Task prompt:
Extract each line of the data below exactly as written.

★ ★ ★ ★ ★ ★ ★

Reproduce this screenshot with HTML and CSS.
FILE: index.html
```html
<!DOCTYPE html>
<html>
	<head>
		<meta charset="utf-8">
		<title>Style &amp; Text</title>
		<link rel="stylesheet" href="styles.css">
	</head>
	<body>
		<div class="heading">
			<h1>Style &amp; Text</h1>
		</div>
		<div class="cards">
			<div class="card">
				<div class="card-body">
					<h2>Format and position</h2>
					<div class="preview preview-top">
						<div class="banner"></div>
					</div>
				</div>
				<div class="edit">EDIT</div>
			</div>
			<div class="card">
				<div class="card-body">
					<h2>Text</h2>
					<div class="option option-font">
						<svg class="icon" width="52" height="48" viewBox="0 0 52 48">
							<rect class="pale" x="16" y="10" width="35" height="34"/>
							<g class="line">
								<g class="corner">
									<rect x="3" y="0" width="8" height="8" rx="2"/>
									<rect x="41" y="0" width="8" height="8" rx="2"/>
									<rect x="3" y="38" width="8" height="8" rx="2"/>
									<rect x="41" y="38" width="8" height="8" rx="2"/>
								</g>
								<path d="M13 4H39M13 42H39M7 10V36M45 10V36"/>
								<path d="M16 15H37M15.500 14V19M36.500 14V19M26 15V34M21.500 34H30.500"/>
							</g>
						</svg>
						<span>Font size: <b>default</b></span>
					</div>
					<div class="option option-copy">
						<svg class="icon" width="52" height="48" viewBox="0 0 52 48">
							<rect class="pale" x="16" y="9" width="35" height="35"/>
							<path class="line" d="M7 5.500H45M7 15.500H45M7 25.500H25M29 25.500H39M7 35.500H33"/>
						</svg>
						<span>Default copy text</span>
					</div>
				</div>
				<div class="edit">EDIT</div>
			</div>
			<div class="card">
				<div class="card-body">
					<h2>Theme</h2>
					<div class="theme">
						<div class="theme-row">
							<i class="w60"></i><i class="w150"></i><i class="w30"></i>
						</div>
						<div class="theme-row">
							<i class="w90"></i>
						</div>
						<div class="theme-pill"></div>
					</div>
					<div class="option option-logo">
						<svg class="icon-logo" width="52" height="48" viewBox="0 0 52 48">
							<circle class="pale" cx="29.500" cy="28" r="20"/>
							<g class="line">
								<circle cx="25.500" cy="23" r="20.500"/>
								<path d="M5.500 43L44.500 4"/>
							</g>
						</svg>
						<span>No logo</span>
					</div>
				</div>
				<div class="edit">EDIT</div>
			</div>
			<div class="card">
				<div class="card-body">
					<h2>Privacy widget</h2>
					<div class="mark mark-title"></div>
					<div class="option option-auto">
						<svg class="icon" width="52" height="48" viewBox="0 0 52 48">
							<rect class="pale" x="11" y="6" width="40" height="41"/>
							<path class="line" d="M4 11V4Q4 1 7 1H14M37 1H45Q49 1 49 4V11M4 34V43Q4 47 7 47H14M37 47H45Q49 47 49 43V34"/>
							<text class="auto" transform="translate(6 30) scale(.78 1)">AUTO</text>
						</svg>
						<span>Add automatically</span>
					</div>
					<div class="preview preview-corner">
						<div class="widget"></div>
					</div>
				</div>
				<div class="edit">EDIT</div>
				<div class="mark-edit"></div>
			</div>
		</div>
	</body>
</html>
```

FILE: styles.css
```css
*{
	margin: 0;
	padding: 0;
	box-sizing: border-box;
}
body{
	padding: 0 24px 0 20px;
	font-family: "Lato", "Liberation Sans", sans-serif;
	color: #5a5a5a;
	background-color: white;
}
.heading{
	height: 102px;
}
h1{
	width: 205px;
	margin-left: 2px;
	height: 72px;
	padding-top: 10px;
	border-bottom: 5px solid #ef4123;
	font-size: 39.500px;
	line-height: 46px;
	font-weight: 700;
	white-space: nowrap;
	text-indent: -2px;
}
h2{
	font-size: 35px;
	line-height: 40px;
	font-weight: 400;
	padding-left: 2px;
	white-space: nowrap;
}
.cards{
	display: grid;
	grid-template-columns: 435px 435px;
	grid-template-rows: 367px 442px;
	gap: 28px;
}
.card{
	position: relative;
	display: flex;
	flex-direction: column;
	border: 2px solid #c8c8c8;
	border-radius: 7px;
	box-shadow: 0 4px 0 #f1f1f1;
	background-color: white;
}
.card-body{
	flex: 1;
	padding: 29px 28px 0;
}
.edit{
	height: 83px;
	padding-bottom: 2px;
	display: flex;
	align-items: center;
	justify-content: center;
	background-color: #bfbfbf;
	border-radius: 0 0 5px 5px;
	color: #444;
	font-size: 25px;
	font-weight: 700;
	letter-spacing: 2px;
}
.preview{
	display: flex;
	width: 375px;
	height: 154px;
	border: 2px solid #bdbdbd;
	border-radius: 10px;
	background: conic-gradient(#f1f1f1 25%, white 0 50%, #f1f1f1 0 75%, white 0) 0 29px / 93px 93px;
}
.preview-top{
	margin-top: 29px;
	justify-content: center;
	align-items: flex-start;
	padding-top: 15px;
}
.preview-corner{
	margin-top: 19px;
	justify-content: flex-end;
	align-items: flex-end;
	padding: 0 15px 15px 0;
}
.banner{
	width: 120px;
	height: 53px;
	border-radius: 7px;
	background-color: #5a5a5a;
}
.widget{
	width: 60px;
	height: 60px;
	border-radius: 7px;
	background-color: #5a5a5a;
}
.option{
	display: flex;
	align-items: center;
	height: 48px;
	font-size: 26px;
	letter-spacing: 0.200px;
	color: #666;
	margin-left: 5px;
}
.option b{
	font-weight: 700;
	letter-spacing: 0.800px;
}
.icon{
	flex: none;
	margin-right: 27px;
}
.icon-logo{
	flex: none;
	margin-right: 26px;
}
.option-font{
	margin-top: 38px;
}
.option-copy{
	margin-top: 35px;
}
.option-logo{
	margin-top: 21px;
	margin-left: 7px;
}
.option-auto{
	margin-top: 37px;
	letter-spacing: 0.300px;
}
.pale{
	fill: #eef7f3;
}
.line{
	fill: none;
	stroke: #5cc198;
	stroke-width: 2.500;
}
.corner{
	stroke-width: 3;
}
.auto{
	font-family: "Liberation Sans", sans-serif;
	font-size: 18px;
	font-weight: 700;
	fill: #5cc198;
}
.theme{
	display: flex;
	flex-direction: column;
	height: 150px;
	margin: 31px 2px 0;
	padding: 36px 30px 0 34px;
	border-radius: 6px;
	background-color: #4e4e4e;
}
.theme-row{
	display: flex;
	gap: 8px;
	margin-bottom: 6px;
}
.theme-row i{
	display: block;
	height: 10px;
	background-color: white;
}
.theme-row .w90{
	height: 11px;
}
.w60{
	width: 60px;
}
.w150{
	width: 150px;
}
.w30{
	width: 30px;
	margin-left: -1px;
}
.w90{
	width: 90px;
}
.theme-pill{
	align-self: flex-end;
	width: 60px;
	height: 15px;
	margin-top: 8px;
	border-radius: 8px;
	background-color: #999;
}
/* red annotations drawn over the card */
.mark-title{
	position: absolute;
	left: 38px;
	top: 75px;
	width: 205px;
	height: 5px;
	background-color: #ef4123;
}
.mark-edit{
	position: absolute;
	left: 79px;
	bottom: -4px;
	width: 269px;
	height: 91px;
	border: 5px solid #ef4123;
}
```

★ ★ ★ ★ ★ ★ ★

Response to this task:
Reproduce this screenshot with HTML and CSS.
FILE: index.html
```html
<!DOCTYPE html>
<html>
	<head>
		<meta charset="utf-8">
		<title>Style &amp; Text</title>
		<link rel="stylesheet" href="styles.css">
	</head>
	<body>
		<div class="heading">
			<h1>Style &amp; Text</h1>
		</div>
		<div class="cards">
			<div class="card">
				<div class="card-body">
					<h2>Format and position</h2>
					<div class="preview preview-top">
						<div class="banner"></div>
					</div>
				</div>
				<div class="edit">EDIT</div>
			</div>
			<div class="card">
				<div class="card-body">
					<h2>Text</h2>
					<div class="option option-font">
						<svg class="icon" width="52" height="48" viewBox="0 0 52 48">
							<rect class="pale" x="16" y="10" width="35" height="34"/>
							<g class="line">
								<g class="corner">
									<rect x="3" y="0" width="8" height="8" rx="2"/>
									<rect x="41" y="0" width="8" height="8" rx="2"/>
									<rect x="3" y="38" width="8" height="8" rx="2"/>
									<rect x="41" y="38" width="8" height="8" rx="2"/>
								</g>
								<path d="M13 4H39M13 42H39M7 10V36M45 10V36"/>
								<path d="M16 15H37M15.500 14V19M36.500 14V19M26 15V34M21.500 34H30.500"/>
							</g>
						</svg>
						<span>Font size: <b>default</b></span>
					</div>
					<div class="option option-copy">
						<svg class="icon" width="52" height="48" viewBox="0 0 52 48">
							<rect class="pale" x="16" y="9" width="35" height="35"/>
							<path class="line" d="M7 5.500H45M7 15.500H45M7 25.500H25M29 25.500H39M7 35.500H33"/>
						</svg>
						<span>Default copy text</span>
					</div>
				</div>
				<div class="edit">EDIT</div>
			</div>
			<div class="card">
				<div class="card-body">
					<h2>Theme</h2>
					<div class="theme">
						<div class="theme-row">
							<i class="w60"></i><i class="w150"></i><i class="w30"></i>
						</div>
						<div class="theme-row">
							<i class="w90"></i>
						</div>
						<div class="theme-pill"></div>
					</div>
					<div class="option option-logo">
						<svg class="icon-logo" width="52" height="48" viewBox="0 0 52 48">
							<circle class="pale" cx="29.500" cy="28" r="20"/>
							<g class="line">
								<circle cx="25.500" cy="23" r="20.500"/>
								<path d="M5.500 43L44.500 4"/>
							</g>
						</svg>
						<span>No logo</span>
					</div>
				</div>
				<div class="edit">EDIT</div>
			</div>
			<div class="card">
				<div class="card-body">
					<h2>Privacy widget</h2>
					<div class="mark mark-title"></div>
					<div class="option option-auto">
						<svg class="icon" width="52" height="48" viewBox="0 0 52 48">
							<rect class="pale" x="11" y="6" width="40" height="41"/>
							<path class="line" d="M4 11V4Q4 1 7 1H14M37 1H45Q49 1 49 4V11M4 34V43Q4 47 7 47H14M37 47H45Q49 47 49 43V34"/>
							<text class="auto" transform="translate(6 30) scale(.78 1)">AUTO</text>
						</svg>
						<span>Add automatically</span>
					</div>
					<div class="preview preview-corner">
						<div class="widget"></div>
					</div>
				</div>
				<div class="edit">EDIT</div>
				<div class="mark-edit"></div>
			</div>
		</div>
	</body>
</html>
```

FILE: styles.css
```css
*{
	margin: 0;
	padding: 0;
	box-sizing: border-box;
}
body{
	padding: 0 24px 0 20px;
	font-family: "Lato", "Liberation Sans", sans-serif;
	color: #5a5a5a;
	background-color: white;
}
.heading{
	height: 102px;
}
h1{
	width: 205px;
	margin-left: 2px;
	height: 72px;
	padding-top: 10px;
	border-bottom: 5px solid #ef4123;
	font-size: 39.500px;
	line-height: 46px;
	font-weight: 700;
	white-space: nowrap;
	text-indent: -2px;
}
h2{
	font-size: 35px;
	line-height: 40px;
	font-weight: 400;
	padding-left: 2px;
	white-space: nowrap;
}
.cards{
	display: grid;
	grid-template-columns: 435px 435px;
	grid-template-rows: 367px 442px;
	gap: 28px;
}
.card{
	position: relative;
	display: flex;
	flex-direction: column;
	border: 2px solid #c8c8c8;
	border-radius: 7px;
	box-shadow: 0 4px 0 #f1f1f1;
	background-color: white;
}
.card-body{
	flex: 1;
	padding: 29px 28px 0;
}
.edit{
	height: 83px;
	padding-bottom: 2px;
	display: flex;
	align-items: center;
	justify-content: center;
	background-color: #bfbfbf;
	border-radius: 0 0 5px 5px;
	color: #444;
	font-size: 25px;
	font-weight: 700;
	letter-spacing: 2px;
}
.preview{
	display: flex;
	width: 375px;
	height: 154px;
	border: 2px solid #bdbdbd;
	border-radius: 10px;
	background: conic-gradient(#f1f1f1 25%, white 0 50%, #f1f1f1 0 75%, white 0) 0 29px / 93px 93px;
}
.preview-top{
	margin-top: 29px;
	justify-content: center;
	align-items: flex-start;
	padding-top: 15px;
}
.preview-corner{
	margin-top: 19px;
	justify-content: flex-end;
	align-items: flex-end;
	padding: 0 15px 15px 0;
}
.banner{
	width: 120px;
	height: 53px;
	border-radius: 7px;
	background-color: #5a5a5a;
}
.widget{
	width: 60px;
	height: 60px;
	border-radius: 7px;
	background-color: #5a5a5a;
}
.option{
	display: flex;
	align-items: center;
	height: 48px;
	font-size: 26px;
	letter-spacing: 0.200px;
	color: #666;
	margin-left: 5px;
}
.option b{
	font-weight: 700;
	letter-spacing: 0.800px;
}
.icon{
	flex: none;
	margin-right: 27px;
}
.icon-logo{
	flex: none;
	margin-right: 26px;
}
.option-font{
	margin-top: 38px;
}
.option-copy{
	margin-top: 35px;
}
.option-logo{
	margin-top: 21px;
	margin-left: 7px;
}
.option-auto{
	margin-top: 37px;
	letter-spacing: 0.300px;
}
.pale{
	fill: #eef7f3;
}
.line{
	fill: none;
	stroke: #5cc198;
	stroke-width: 2.500;
}
.corner{
	stroke-width: 3;
}
.auto{
	font-family: "Liberation Sans", sans-serif;
	font-size: 18px;
	font-weight: 700;
	fill: #5cc198;
}
.theme{
	display: flex;
	flex-direction: column;
	height: 150px;
	margin: 31px 2px 0;
	padding: 36px 30px 0 34px;
	border-radius: 6px;
	background-color: #4e4e4e;
}
.theme-row{
	display: flex;
	gap: 8px;
	margin-bottom: 6px;
}
.theme-row i{
	display: block;
	height: 10px;
	background-color: white;
}
.theme-row .w90{
	height: 11px;
}
.w60{
	width: 60px;
}
.w150{
	width: 150px;
}
.w30{
	width: 30px;
	margin-left: -1px;
}
.w90{
	width: 90px;
}
.theme-pill{
	align-self: flex-end;
	width: 60px;
	height: 15px;
	margin-top: 8px;
	border-radius: 8px;
	background-color: #999;
}
/* red annotations drawn over the card */
.mark-title{
	position: absolute;
	left: 38px;
	top: 75px;
	width: 205px;
	height: 5px;
	background-color: #ef4123;
}
.mark-edit{
	position: absolute;
	left: 79px;
	bottom: -4px;
	width: 269px;
	height: 91px;
	border: 5px solid #ef4123;
}
```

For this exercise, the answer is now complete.